QCS Senior Writer
Area fire departments have not only had to combat a series of wildland fires, they have also had to endure temperatures above the century mark.
“It’s a double-edge sword when you’re trying to fight fire in 100 degree temperatures,” said Rex Stall, Logan’s fire chief.
On Monday, Logan responded to a mutual aid call for a fire 10 miles east of Tucumcari near U.S. Highway 54.
The fire was reported at 2:15 a.m., Monday and to prevent the fire from spreading quickly additional fire departments were requested for assistance.
The fire burned 918 acres and took six hours to extinguish with units from District 1, 2, 3, Tucumcari, Logan and Quay responding.
Stall said members of the Logan department had returned from assisting in a fire in Harding County that consumed 10,000 acres earlier that morning.
He said the crew had assisted on the fire near Roy for 17 hours.
The fire was first reported on July 9 at Clavel Ranch near Roy and crews were still extinguishing hot spots on Monday, said Judy Casados of the Rosebud fire department.
Casados said members of the New Mexico Forestry Division’s Returning Heroes Wildland Crew arrived on Monday to assist in extinguishing hard to reach hot spots.
Stall said one of the challenges has been to make sure there is a large enough crew to cover their district while sending crews and trucks to mutual aid calls.
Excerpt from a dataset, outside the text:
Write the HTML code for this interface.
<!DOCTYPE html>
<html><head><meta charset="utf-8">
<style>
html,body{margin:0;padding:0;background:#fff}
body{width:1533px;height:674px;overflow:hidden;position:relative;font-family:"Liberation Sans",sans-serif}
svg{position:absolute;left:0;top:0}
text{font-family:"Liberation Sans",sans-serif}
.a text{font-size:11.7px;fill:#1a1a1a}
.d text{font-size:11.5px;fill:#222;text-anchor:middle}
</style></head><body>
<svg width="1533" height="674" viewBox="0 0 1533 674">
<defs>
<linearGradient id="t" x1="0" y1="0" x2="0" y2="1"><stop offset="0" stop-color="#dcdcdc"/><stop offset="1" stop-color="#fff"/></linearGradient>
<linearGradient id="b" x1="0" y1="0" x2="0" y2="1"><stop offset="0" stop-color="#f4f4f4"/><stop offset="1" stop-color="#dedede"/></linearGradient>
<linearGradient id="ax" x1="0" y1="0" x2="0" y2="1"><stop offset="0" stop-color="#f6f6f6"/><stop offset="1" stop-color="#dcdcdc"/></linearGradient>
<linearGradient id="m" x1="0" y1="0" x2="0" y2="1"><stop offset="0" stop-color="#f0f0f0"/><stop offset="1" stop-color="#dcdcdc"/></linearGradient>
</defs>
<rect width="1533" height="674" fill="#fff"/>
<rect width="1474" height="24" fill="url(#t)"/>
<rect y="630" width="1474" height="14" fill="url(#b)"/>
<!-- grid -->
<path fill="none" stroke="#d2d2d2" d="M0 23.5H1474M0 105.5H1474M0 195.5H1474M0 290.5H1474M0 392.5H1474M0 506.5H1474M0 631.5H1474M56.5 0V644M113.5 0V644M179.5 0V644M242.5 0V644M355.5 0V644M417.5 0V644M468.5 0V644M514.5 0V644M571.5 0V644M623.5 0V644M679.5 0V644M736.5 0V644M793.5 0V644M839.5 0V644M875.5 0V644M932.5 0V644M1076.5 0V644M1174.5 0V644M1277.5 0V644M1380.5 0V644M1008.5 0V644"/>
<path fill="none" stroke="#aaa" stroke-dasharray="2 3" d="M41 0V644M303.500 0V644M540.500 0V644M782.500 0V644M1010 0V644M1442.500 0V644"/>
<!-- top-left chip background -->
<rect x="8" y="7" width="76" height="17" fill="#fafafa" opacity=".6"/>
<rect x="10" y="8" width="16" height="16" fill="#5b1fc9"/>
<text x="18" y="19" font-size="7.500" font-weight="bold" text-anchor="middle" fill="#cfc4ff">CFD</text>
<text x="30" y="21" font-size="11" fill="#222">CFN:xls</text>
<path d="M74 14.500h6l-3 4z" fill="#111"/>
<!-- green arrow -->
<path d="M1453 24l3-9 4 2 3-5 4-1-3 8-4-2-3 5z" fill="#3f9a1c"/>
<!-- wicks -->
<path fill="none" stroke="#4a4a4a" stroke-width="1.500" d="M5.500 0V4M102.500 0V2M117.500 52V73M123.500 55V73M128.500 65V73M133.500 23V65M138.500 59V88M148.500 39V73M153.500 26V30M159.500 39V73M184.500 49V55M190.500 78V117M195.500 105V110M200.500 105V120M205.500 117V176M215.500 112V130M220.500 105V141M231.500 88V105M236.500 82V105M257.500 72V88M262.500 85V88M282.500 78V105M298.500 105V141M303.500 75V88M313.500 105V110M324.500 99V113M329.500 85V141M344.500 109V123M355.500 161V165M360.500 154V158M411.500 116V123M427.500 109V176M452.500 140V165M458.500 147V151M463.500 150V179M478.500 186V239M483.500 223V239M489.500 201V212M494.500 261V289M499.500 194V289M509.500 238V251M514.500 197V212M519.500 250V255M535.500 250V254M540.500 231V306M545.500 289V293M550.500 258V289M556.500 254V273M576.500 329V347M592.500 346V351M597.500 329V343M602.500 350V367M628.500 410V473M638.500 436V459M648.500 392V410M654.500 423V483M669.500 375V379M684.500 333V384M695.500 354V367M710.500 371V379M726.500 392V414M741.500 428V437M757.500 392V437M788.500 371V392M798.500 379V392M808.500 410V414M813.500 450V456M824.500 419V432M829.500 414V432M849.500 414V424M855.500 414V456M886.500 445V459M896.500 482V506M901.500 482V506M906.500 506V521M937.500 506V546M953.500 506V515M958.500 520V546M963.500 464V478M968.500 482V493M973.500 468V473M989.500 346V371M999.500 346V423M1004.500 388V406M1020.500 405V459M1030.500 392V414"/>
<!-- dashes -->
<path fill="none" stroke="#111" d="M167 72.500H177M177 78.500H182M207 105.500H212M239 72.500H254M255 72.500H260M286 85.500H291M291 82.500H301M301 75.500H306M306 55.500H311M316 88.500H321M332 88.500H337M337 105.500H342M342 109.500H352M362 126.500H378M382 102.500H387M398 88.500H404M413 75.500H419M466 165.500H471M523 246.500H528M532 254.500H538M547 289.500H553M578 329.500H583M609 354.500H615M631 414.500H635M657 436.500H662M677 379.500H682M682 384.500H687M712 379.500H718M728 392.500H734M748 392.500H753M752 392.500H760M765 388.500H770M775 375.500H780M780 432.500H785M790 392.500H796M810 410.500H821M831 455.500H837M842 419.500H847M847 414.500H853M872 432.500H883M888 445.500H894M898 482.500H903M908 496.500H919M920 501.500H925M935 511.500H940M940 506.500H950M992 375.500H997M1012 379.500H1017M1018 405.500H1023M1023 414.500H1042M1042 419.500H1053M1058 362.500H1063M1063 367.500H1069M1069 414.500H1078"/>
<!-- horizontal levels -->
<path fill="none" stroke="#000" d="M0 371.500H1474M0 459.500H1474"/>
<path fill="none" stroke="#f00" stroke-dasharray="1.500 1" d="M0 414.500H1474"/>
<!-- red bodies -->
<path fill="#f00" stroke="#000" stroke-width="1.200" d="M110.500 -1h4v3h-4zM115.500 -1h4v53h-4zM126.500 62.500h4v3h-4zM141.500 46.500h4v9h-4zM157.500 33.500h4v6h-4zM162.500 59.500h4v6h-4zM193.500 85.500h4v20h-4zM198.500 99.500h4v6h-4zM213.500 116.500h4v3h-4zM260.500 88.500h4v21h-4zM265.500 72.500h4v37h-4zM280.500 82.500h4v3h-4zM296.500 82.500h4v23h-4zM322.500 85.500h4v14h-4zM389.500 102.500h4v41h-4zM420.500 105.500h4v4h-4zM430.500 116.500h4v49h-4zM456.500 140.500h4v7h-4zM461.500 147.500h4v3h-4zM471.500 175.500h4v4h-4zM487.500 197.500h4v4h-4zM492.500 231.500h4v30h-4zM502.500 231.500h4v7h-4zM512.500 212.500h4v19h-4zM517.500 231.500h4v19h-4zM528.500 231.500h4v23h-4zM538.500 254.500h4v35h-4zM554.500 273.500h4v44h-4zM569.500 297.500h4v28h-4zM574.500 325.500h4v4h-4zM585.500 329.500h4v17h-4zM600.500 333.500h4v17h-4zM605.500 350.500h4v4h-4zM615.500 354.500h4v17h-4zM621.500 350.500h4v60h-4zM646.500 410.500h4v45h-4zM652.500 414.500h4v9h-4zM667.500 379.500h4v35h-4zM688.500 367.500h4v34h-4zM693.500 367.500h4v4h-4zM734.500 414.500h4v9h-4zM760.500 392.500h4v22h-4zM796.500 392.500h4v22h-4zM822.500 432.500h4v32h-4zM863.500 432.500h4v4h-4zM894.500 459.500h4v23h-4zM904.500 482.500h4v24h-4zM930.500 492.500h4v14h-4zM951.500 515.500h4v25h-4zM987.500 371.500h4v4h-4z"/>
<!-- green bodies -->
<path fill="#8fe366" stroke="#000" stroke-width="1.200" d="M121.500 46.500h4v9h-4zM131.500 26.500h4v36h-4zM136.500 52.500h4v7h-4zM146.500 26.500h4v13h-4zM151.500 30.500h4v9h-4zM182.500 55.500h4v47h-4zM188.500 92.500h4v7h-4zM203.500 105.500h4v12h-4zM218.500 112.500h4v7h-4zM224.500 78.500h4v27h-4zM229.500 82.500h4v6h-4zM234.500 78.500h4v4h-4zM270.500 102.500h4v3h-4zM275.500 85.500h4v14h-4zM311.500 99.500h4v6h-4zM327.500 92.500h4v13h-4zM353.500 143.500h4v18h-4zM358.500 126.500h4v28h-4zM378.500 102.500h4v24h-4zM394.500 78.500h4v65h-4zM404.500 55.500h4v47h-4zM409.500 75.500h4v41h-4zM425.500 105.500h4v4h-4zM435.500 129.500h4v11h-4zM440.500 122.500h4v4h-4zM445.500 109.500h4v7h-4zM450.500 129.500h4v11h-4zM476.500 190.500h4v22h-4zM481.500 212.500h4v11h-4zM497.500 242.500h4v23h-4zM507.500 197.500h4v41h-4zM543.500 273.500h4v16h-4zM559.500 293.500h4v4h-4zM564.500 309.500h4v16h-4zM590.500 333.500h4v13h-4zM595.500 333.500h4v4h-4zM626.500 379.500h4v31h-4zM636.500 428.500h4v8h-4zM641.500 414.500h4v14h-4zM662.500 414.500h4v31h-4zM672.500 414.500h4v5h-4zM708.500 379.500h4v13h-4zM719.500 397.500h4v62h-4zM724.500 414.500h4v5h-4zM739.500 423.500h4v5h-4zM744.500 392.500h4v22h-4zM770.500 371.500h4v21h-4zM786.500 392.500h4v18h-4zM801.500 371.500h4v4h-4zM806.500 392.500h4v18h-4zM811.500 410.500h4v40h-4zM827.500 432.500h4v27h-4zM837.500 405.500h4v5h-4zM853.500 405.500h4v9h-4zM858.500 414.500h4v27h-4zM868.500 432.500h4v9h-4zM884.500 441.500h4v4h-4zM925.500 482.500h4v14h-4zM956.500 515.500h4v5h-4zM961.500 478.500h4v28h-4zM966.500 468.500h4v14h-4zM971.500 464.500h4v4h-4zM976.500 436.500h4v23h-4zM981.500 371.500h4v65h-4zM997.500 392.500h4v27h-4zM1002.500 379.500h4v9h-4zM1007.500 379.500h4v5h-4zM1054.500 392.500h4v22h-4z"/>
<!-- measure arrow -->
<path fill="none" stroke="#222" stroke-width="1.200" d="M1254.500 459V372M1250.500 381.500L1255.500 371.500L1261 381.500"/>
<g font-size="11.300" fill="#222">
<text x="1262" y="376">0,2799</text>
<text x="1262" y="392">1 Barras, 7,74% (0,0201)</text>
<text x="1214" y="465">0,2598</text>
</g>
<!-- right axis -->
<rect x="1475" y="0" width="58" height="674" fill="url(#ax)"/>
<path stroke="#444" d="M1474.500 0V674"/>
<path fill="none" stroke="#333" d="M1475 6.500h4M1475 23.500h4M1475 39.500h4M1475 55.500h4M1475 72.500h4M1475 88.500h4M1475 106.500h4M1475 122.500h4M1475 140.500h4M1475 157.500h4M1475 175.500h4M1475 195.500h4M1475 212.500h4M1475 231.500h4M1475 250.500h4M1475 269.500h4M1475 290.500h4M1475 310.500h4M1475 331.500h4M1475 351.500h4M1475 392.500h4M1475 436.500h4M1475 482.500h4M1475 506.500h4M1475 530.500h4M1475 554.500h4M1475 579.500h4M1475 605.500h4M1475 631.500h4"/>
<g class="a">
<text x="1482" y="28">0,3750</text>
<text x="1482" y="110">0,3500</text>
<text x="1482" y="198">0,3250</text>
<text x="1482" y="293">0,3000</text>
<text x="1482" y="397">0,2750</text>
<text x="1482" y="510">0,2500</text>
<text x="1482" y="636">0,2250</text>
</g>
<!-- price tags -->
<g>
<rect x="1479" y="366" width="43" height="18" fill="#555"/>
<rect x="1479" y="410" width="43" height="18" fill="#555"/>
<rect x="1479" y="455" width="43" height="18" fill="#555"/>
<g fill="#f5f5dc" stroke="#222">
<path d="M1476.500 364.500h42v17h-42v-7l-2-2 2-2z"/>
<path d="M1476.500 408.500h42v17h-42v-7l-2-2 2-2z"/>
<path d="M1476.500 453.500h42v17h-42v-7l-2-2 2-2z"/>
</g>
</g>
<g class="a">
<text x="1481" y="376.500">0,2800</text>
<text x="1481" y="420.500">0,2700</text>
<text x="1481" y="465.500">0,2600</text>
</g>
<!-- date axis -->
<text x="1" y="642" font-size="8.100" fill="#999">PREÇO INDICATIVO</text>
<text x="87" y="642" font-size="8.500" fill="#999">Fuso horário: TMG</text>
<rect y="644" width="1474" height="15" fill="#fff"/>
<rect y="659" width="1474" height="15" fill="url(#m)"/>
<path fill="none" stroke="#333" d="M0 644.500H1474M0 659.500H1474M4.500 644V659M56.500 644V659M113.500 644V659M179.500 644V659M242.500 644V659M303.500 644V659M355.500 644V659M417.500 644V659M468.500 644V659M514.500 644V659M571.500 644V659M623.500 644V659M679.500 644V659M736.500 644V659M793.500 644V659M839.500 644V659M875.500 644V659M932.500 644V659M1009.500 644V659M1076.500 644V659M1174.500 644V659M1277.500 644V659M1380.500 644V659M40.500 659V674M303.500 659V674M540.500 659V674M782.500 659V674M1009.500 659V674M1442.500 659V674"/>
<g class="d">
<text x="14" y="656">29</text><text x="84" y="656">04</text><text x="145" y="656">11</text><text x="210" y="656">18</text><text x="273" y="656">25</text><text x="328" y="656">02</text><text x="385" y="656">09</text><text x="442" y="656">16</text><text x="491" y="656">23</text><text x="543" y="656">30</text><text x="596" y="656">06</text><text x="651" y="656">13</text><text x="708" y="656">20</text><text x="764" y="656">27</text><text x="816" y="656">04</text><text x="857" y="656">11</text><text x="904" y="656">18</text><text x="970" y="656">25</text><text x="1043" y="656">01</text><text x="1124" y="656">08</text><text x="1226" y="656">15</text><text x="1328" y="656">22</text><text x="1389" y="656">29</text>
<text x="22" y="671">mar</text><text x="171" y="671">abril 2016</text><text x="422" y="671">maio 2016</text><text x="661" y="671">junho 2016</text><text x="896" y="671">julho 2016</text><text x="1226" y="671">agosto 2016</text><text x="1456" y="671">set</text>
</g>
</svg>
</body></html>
He said during times of high heat they can rotate the crew members if needed.
Stall said the trucks carry bottled water to help keep the firefighters hydrated. He said recently the department switched out to its wildland fire fighting gear due to the heat.
Stall said there had been a lull in wildland fires and the department was still using its structural gear that is heavier. He said the wildland gear is lighter and reduces the strain from the heat for the firefighters out in the field.